Le numérique vous a-t-il permis de continuer à avancer sur certains spectacles ?

Nous avons deux grands spectacles de prévus: le Roi Lion, déjà décalé deux fois à mars 2021, puis à septembre 2021, et un spectacle en coproduction avec le Théâtre de Paris, inédit en France, avec Alexis Michalik. Tout le processus d’écriture, d’adaptation, de travail préalable à la mise en scène, les décors, les costumes, les échanges sur les partitions peuvent être réalisés à distance et nous avons avancé ainsi. Nous avons mis en place des cours de claquettes pour les comédiens ou danseurs, également en groupe réduit ou en distanciel. La technologie permet ce genre de choses, elle augmente les disponibilités, c’est plutôt positif, mais nous ne devons pas oublier que nous travaillons dans le spectacle vivant, qui consiste à confronter des sensibilités, pour cela il faut du contact humain. Tout ne se traduit pas en vidéos ou en images. Les artistes ont besoin de se retrouver ensemble, d’échanger, de se côtoyer, d'être confrontés aux réactions de leur public. C’est ce qui fait aussi l’essence d’un spectacle.

 

Pendant cette période, les contenus en ligne ont considérablement explosé. Ne craignez-vous pas que le public, notamment les jeunes, prennent cette habitude et viennent encore plus rarement au spectacle ensuite ?

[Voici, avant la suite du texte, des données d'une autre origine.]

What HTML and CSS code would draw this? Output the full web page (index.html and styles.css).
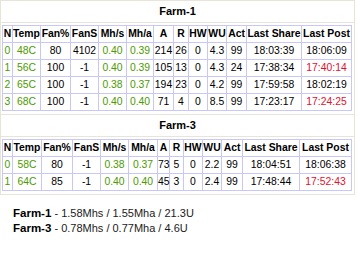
FILE: index.html
```html
<!DOCTYPE html>
<html>
<head>
<meta charset="utf-8">
<link rel="stylesheet" href="styles.css">
</head>
<body>
<div class="farm">
  <div class="title">Farm-1</div>
  <div class="body">
    <table class="grid f1">
      <colgroup><col><col><col><col><col><col><col><col><col><col><col><col><col></colgroup>
      <tr><th>N</th><th>Temp</th><th>Fan%</th><th>FanS</th><th>Mh/s</th><th>Mh/a</th><th>A</th><th>R</th><th>HW</th><th>WU</th><th>Act</th><th>Last Share</th><th>Last Post</th></tr>
      <tr><td class="g">0</td><td class="g">48C</td><td>80</td><td>4102</td><td class="g">0.40</td><td class="g">0.39</td><td>214</td><td>26</td><td>0</td><td>4.3</td><td>99</td><td>18:03:39</td><td>18:06:09</td></tr>
      <tr><td class="g">1</td><td class="g">56C</td><td>100</td><td>-1</td><td class="g">0.40</td><td class="g">0.39</td><td>105</td><td>13</td><td>0</td><td>4.3</td><td>24</td><td>17:38:34</td><td class="r">17:40:14</td></tr>
      <tr><td class="g">2</td><td class="g">65C</td><td>100</td><td>-1</td><td class="g">0.38</td><td class="g">0.37</td><td>194</td><td>23</td><td>0</td><td>4.2</td><td>99</td><td>17:59:58</td><td>18:02:19</td></tr>
      <tr><td class="g">3</td><td class="g">68C</td><td>100</td><td>-1</td><td class="g">0.40</td><td class="g">0.40</td><td>71</td><td>4</td><td>0</td><td>8.5</td><td>99</td><td>17:23:17</td><td class="r">17:24:25</td></tr>
    </table>
  </div>
</div>
<div class="farm next">
  <div class="title">Farm-3</div>
  <div class="body">
    <table class="grid f3">
      <colgroup><col><col><col><col><col><col><col><col><col><col><col><col><col></colgroup>
      <tr><th>N</th><th>Temp</th><th>Fan%</th><th>FanS</th><th>Mh/s</th><th>Mh/a</th><th>A</th><th>R</th><th>HW</th><th>WU</th><th>Act</th><th>Last Share</th><th>Last Post</th></tr>
      <tr><td class="g">0</td><td class="g">58C</td><td>80</td><td>-1</td><td class="g">0.38</td><td class="g">0.37</td><td>73</td><td>5</td><td>0</td><td>2.2</td><td>99</td><td>18:04:51</td><td>18:06:38</td></tr>
      <tr><td class="g">1</td><td class="g">64C</td><td>85</td><td>-1</td><td class="g">0.40</td><td class="g">0.40</td><td>45</td><td>3</td><td>0</td><td>2.4</td><td>99</td><td>17:48:44</td><td class="r">17:52:43</td></tr>
    </table>
  </div>
</div>
<div class="summary">
  <div class="line"><b>Farm-1</b> - 1.58Mhs / 1.55Mha / 21.3U</div>
  <div class="line"><b>Farm-3</b> - 0.78Mhs / 0.77Mha / 4.6U</div>
</div>
</body>
</html>
```
FILE: styles.css
```css
html, body {
  margin: 0;
  padding: 0;
  background: #ffffff;
  font-family: "Liberation Sans", Arial, sans-serif;
  color: #000000;
}
.farm {
  width: 353px;
  border: 1px solid #e8e4d8;
}
.farm.next {
  border-top: none;
}
.title {
  height: 21px;
  line-height: 21px;
  text-align: center;
  font-weight: bold;
  font-size: 11px;
  border-bottom: 1px solid #e8e4d8;
}
.body {
  padding: 2px 2px 3px 1px;
}
.grid {
  width: 350px;
  border-collapse: collapse;
  font-size: 10.4px;
  table-layout: fixed;
}
.grid th, .grid td {
  border: 1px solid #c8c8f6;
  padding: 1px 0;
  line-height: 14px;
  text-align: center;
  white-space: nowrap;
  overflow: visible;
}
.grid th {
  font-weight: bold;
}

/* Farm-1 column widths */
.f1 col:nth-child(1) { width: 10px; }
.f1 col:nth-child(2) { width: 28px; }
.f1 col:nth-child(3) { width: 30px; }
.f1 col:nth-child(4) { width: 28px; }
.f1 col:nth-child(5) { width: 28px; }
.f1 col:nth-child(6) { width: 27px; }
.f1 col:nth-child(7) { width: 20px; }
.f1 col:nth-child(8) { width: 15px; }
.f1 col:nth-child(9) { width: 19px; }
.f1 col:nth-child(10) { width: 19px; }
.f1 col:nth-child(11) { width: 20px; }
.f1 col:nth-child(12) { width: 55px; }
.f1 col:nth-child(13) { width: 50px; }

/* Farm-3 column widths */
.f3 col:nth-child(1) { width: 10px; }
.f3 col:nth-child(2) { width: 29px; }
.f3 col:nth-child(3) { width: 31px; }
.f3 col:nth-child(4) { width: 28px; }
.f3 col:nth-child(5) { width: 28px; }
.f3 col:nth-child(6) { width: 29px; }
.f3 col:nth-child(7) { width: 12px; }
.f3 col:nth-child(8) { width: 14px; }
.f3 col:nth-child(9) { width: 19px; }
.f3 col:nth-child(10) { width: 19px; }
.f3 col:nth-child(11) { width: 21px; }
.f3 col:nth-child(12) { width: 57px; }
.f3 col:nth-child(13) { width: 52px; }

.g {
  color: #4c9a00;
}
.r {
  color: #e0102c;
}
.summary {
  padding: 11px 0 0 13px;
  font-size: 11px;
  line-height: 15px;
  color: #1a1a1a;
}
.summary b {
  color: #000000;
  font-size: 11.5px;
}
```
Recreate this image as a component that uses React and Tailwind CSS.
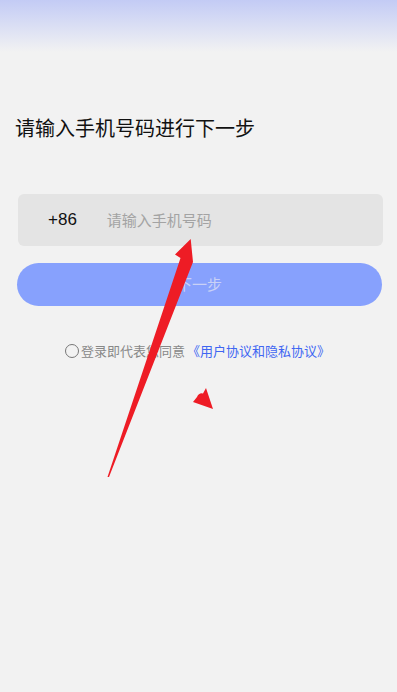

C’est une crainte, et cela concerne tout le public, pas que les plus jeunes ou les enfants. C’est sûr que la prolifération d’offres en ligne, quand on est posé dans son canapé avec une pizza sans déplacement et à moindre frais, est une concurrence terrible pour le monde du spectacle. Je fais partie de ceux qui disent oui au contenu en ligne. Nous y avons participé d’ailleurs, mais selon moi, ça ne peut être une alternative. Cela vient en complément. Il y a dans un spectacle une attention que vous ne trouvez pas ailleurs. Que ce soit les petits ou les grands, vous devez être attentifs pour ne pas perdre le fil. Il se passe beaucoup de choses sur une scène. C’est le fond de notre discours, que nous essayons de rendre le plus pertinent possible et de dire le plus fort que l’on peut: le théâtre n’est pas qu’un divertissement. C’est une école de la vie, un apprentissage de la vertu et de l’exemplarité. Nous réfléchissons beaucoup et encore davantage aujourd’hui pour accueillir les jeunes publics. Les inciter à voir un spectacle plutôt que de regarder trop de séries ou des émissions de téléréalité sur un petit écran. Loin de nous l’idée d’exclure le reste, mais juste faire comprendre que lorsqu’on vient voir des artistes sur une scène, avec un orchestre, des lumières, des costumes, du maquillage, il y a un effet magique qu’aucun jeu vidéo ou qu’aucune série, même la meilleure, ne restituera. Faire comprendre cela est un magnifique défi, et nous sommes prêts à le relever. En espérant se refaire une santé dans les mois qui viennent, nous transmettrons l’idée que lorsque nous vivons une expérience à 1590 personnes dans une même salle, nous partageons de fait, davantage que tout seul derrière son écran.

 

 

 

 

 

 

NB: Olivier Lazzarini est d'abord intervenu dans le cadre du Grand Forum de la Communication de l’Iscom. L'entretien a été réalisé suite à sa présentation.